The influence of wall heat transfer on the expansion following a C-J detonation wave

Abstract

Numerous investigations have shown that the wave velocity of a self-sustaining detonation is less than the ideal Chapman-Jouguet (C-J) value and that the deficit increases with decreasing tube diameter. Moreover, in small diameter tubes, the pressure gradient in the expansion behind the wavefront is steeper than that predicted by isentropic relations. Estimates of these deviations from ideality by the nozzle model of Fay, based on a viscous boundary-layer displacement, only partly account for the observed values. Numerical integration by Skinner of the non-steady equations of motion of the burned gases, assuming the Reynolds' analogy to hold between friction and heat transfer, shows that a growing region behind the front becomes time-steady as the wave recedes from its plane of origin.
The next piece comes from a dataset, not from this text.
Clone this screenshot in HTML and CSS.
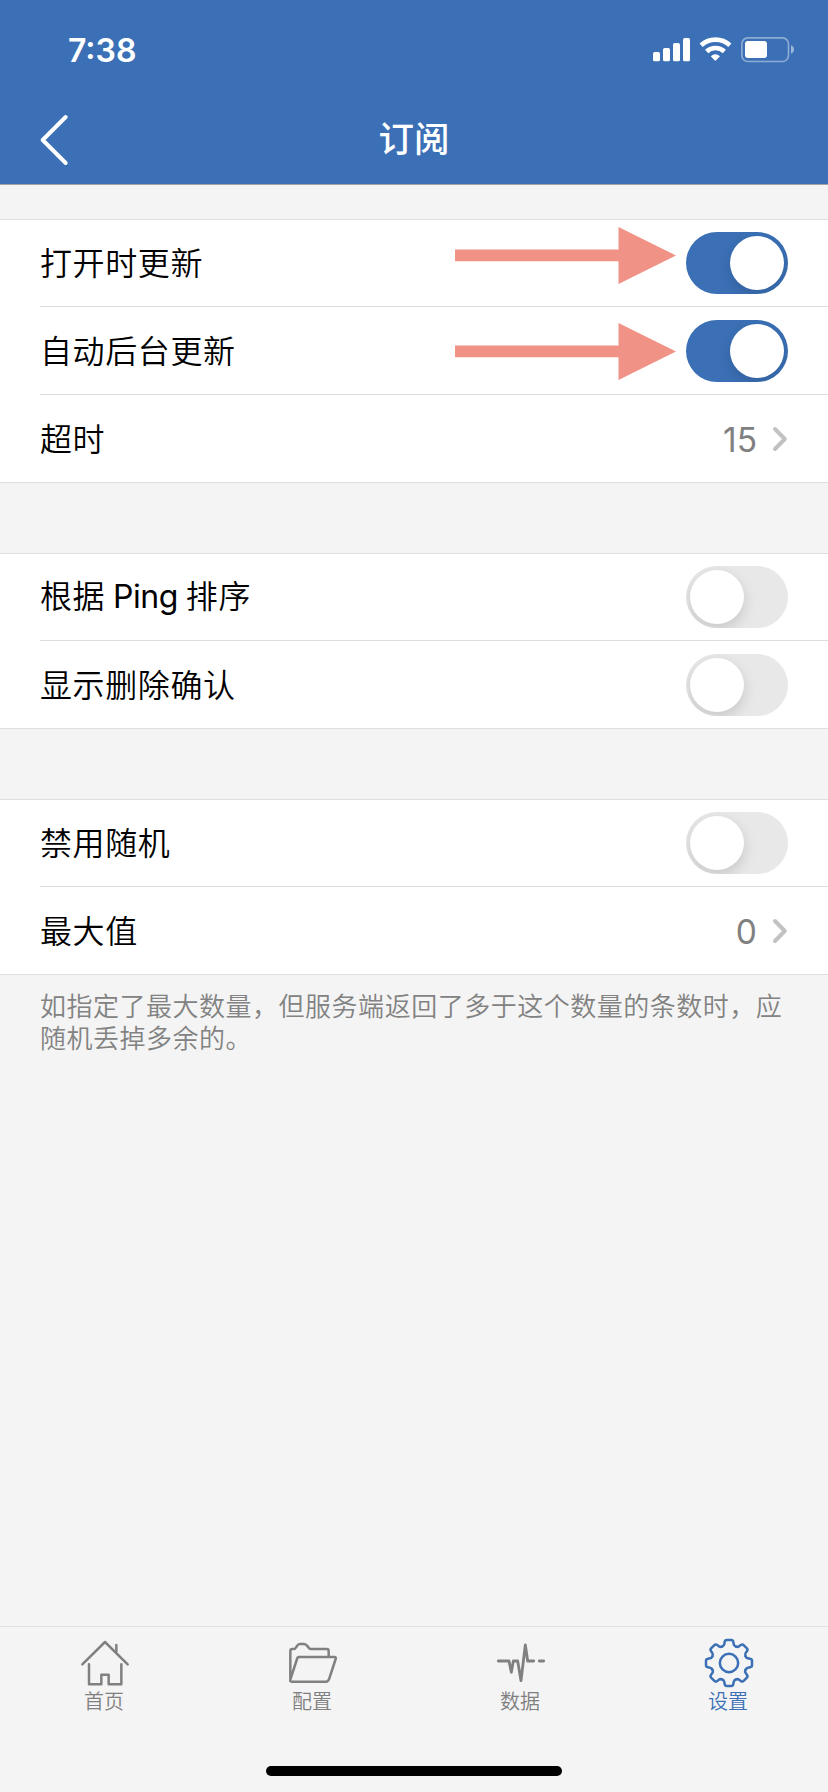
FILE: index.html
```
<!DOCTYPE html>
<html lang="zh-CN">
<head>
<meta charset="utf-8">
<title>订阅</title>
<link rel="stylesheet" href="styles.css">
</head>
<body>
<div class="screen">
  <header class="header">
    <div class="status">
      <span class="time">7:38</span>
      <svg class="status-icons" viewBox="717 105 426 90" fill="#fff">
        <rect x="717" y="156" width="21" height="28" rx="5"/>
        <rect x="747" y="144" width="21" height="40" rx="5"/>
        <rect x="777" y="129" width="21" height="55" rx="5"/>
        <rect x="807" y="114" width="21" height="70" rx="5"/>
        <g fill="none" stroke="#fff" stroke-width="14">
          <path d="M861.500 135.800a63.500 63.500 0 0 1 86 0"/>
          <path d="M878 154.500a39 39 0 0 1 53 0"/>
        </g>
        <path d="M890.500 168.500q13.500-11 27.500 0l-11.500 12.500q-2.500 2.500-5 0z"/>
        <rect x="983.500" y="113.500" width="140" height="71" rx="18" fill="none" stroke="#fff" stroke-width="5" opacity=".42"/>
        <rect x="993" y="123" width="66" height="51" rx="9"/>
        <path d="M1131 136q9 4 9 12.500t-9 12.500z" opacity=".5"/>
      </svg>
    </div>
    <nav class="navbar">
      <svg class="back" viewBox="117 340 90 162"><path d="M197 352L128 421L197 490" fill="none" stroke="#fff" stroke-width="12" stroke-linecap="round" stroke-linejoin="round"/></svg>
      <h1 class="title">订阅</h1>
    </nav>
  </header>

  <main class="content">
    <section class="group">
      <div class="row first">
        <span class="label">打开时更新</span>
        <span class="toggle on"><i class="knob"></i></span>
        <svg class="arrow arrow-a" viewBox="0 0 221 57"><path d="M0 22.500H163.500V0L221 28.500L163.500 57V34.300H0Z" fill="#f19286"/></svg>
      </div>
      <div class="row">
        <span class="label">自动后台更新</span>
        <span class="toggle on"><i class="knob"></i></span>
        <svg class="arrow arrow-b" viewBox="0 0 221 57"><path d="M0 22.500H163.500V0L221 28.500L163.500 57V34.300H0Z" fill="#f19286"/></svg>
      </div>
      <div class="row">
        <span class="label">超时</span>
        <span class="value">15</span>
        <svg class="chevron" viewBox="0 0 16 26"><path d="M3 3L12.800 13L3 23" /></svg>
      </div>
    </section>

    <section class="group">
      <div class="row first">
        <span class="label">根据 <span class="latin">Ping</span> 排序</span>
        <span class="toggle"><i class="knob"></i></span>
      </div>
      <div class="row">
        <span class="label">显示删除确认</span>
        <span class="toggle"><i class="knob"></i></span>
      </div>
    </section>

    <section class="group">
      <div class="row first">
        <span class="label">禁用随机</span>
        <span class="toggle"><i class="knob"></i></span>
      </div>
      <div class="row">
        <span class="label">最大值</span>
        <span class="value">0</span>
        <svg class="chevron" viewBox="0 0 16 26"><path d="M3 3L12.800 13L3 23" /></svg>
      </div>
    </section>
    <p class="note">如指定了最大数量，但服务端返回了多于这个数量的条数时，应<br>随机丢掉多余的。</p>
  </main>

  <footer class="tabbar">
    <a class="tab">
      <svg class="tab-icon" viewBox="240 84 150 150">
        <path d="M247 163L315 96L383 163M349 127V105M267 163V223H304V194H326V223H364V163"/>
      </svg>
      <span>首页</span>
    </a>
    <a class="tab">
      <svg class="tab-icon" viewBox="864 84 150 150">
        <path d="M871 210V123q0-6 6-6h4q5 0 8-6l2-3q3-6 9-6h11q6 0 9 4l6 7q3 4 8 4h46q6 0 6 6v17M895 141H1003q6 0 4 6L987 208q-3 7-9 7H875q-6 0-4-6l20-62q1-6 7-6z"/>
      </svg>
      <span>配置</span>
    </a>
    <a class="tab">
      <svg class="tab-icon bold" viewBox="246 84 150 150">
        <path d="M253 153H285L292 187L298 153H311L321 212L334 105L341 153H359M376 153H389"/>
      </svg>
      <span>数据</span>
    </a>
    <a class="tab active">
      <svg class="tab-icon" viewBox="-75 -75 150 150">
        <defs><path id="tooth" d="M-20.500-49.500Q-15-51.400-14-57L-13-63Q-12-69-7-69H7Q12-69 13-63L14-57Q15-51.400 20.500-49.500"/></defs>
        <use href="#tooth"/>
        <use href="#tooth" transform="rotate(45)"/>
        <use href="#tooth" transform="rotate(90)"/>
        <use href="#tooth" transform="rotate(135)"/>
        <use href="#tooth" transform="rotate(180)"/>
        <use href="#tooth" transform="rotate(225)"/>
        <use href="#tooth" transform="rotate(270)"/>
        <use href="#tooth" transform="rotate(315)"/>
        <circle r="27.500"/>
      </svg>
      <span>设置</span>
    </a>
  </footer>
  <div class="home-indicator"></div>
</div>
</body>
</html>
```
FILE: styles.css
```
* { box-sizing: border-box; }
body { margin: 0; }
.screen {
  width: 828px;
  height: 1792px;
  overflow: hidden;
  display: flex;
  flex-direction: column;
  background: #f4f4f4;
  color: #000;
  font-family: Inter, "Noto Sans CJK SC", sans-serif;
}
.header {
  height: 185px;
  flex: none;
  background: #3b70b6;
  color: #fff;
  border-bottom: 1px solid #a3a3a6;
}
.status {
  height: 94px;
  padding: 6px 33px 0 68px;
  display: flex;
  justify-content: space-between;
  align-items: center;
}
.time { font-size: 32px; line-height: 38px; font-weight: 560; padding-top: 1px; }
.status-icons { width: 142px; height: 30px; }
.navbar {
  height: 90px;
  padding: 0 39px;
  display: grid;
  grid-template-columns: 30px 1fr 30px;
  align-items: center;
}
.back { width: 30px; height: 54px; margin-top: 1px; }
.title {
  margin: 0 0 4px;
  text-align: center;
  font: 500 35.500px/50px "Noto Sans CJK SC", sans-serif;
}
.content { flex: 1; padding-top: 34px; }
.group {
  background: #fff;
  border-top: 1px solid #dedede;
  border-bottom: 1px solid #dedede;
  margin-bottom: 70px;
}
.group:last-of-type { margin-bottom: 0; }
.row {
  position: relative;
  height: 88px;
  margin-left: 40px;
  padding-right: 40px;
  display: flex;
  align-items: center;
  border-top: 1px solid #dedede;
}
.row.first { height: 86px; border-top: 0; }
.label {
  flex: 1;
  margin-bottom: 4px;
  font-family: "Noto Sans CJK SC", sans-serif;
  font-weight: 350;
  font-size: 32px;
  line-height: 48px;
  letter-spacing: .6px;
}
.latin { font-family: Inter, sans-serif; font-weight: 400; letter-spacing: -.4px; }
.value { font-size: 33.5px; line-height: 40px; color: #808080; margin: 3px 15px 0 0; }
.chevron {
  width: 16px;
  height: 26px;
  margin-top: 1px;
  fill: none;
  stroke: #c2c2c2;
  stroke-width: 4;
  stroke-linecap: round;
  stroke-linejoin: round;
}
.toggle {
  width: 102px;
  height: 62px;
  padding: 4px;
  border-radius: 31px;
  overflow: hidden;
  display: flex;
  background: #e8e8e8;
}
.toggle.on { background: #3b70b6; justify-content: flex-end; }
.knob {
  width: 54px;
  height: 54px;
  border-radius: 50%;
  background: #fff;
  box-shadow: 0 5px 14px rgba(0, 0, 0, .15);
}
.arrow { position: absolute; left: 415px; width: 221px; height: 57px; }
.arrow-a { top: 7px; }
.arrow-b { top: 16px; }
.note {
  margin: 14px 0 0;
  padding-left: 40px;
  font: 350 26px/32px "Noto Sans CJK SC", sans-serif;
  letter-spacing: .51px;
  color: #828282;
  white-space: nowrap;
}
.tabbar {
  height: 140px;
  flex: none;
  display: grid;
  grid-template-columns: repeat(4, 208px);
  border-top: 1px solid #e0e0e0;
}
.tab {
  display: flex;
  flex-direction: column;
  align-items: center;
  padding-top: 11px;
  color: #808080;
  font: 350 20px/28px "Noto Sans CJK SC", sans-serif;
}
.tab.active { color: #3b70b6; }
.tab-icon {
  width: 50px;
  height: 50px;
  margin-left: 2px;
  margin-bottom: -1px;
  fill: none;
  stroke: currentColor;
  stroke-width: 7.5;
  stroke-linecap: round;
  stroke-linejoin: round;
}
.tab-icon.bold { stroke-width: 8.5; }
.home-indicator {
  width: 296px;
  height: 10px;
  flex: none;
  align-self: center;
  margin-bottom: 16px;
  border-radius: 5px;
  background: #000;
}
```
This prediction is confirmed in the present work by gas velocity measurements. An approximate solution of the non-steady equation is derived that is valid near the front and which allows a simple criterion to be stated for the attainment of a steady profile. Wall heat transfer measurements are described using platinum resistance gauges coated with silicon monoxide to suppress the effect of ionization. Transfer rate measurements near the wavefront of oxy-hydrogen waves agree well with the calculations of Sichel and David for the situation obtaining near the C-J plane. The value of the friction coefficient derived from the heat transfer data is used to compute the pressure and gas velocity profiles; these profiles are found to be in satisfactory accord with the observational values.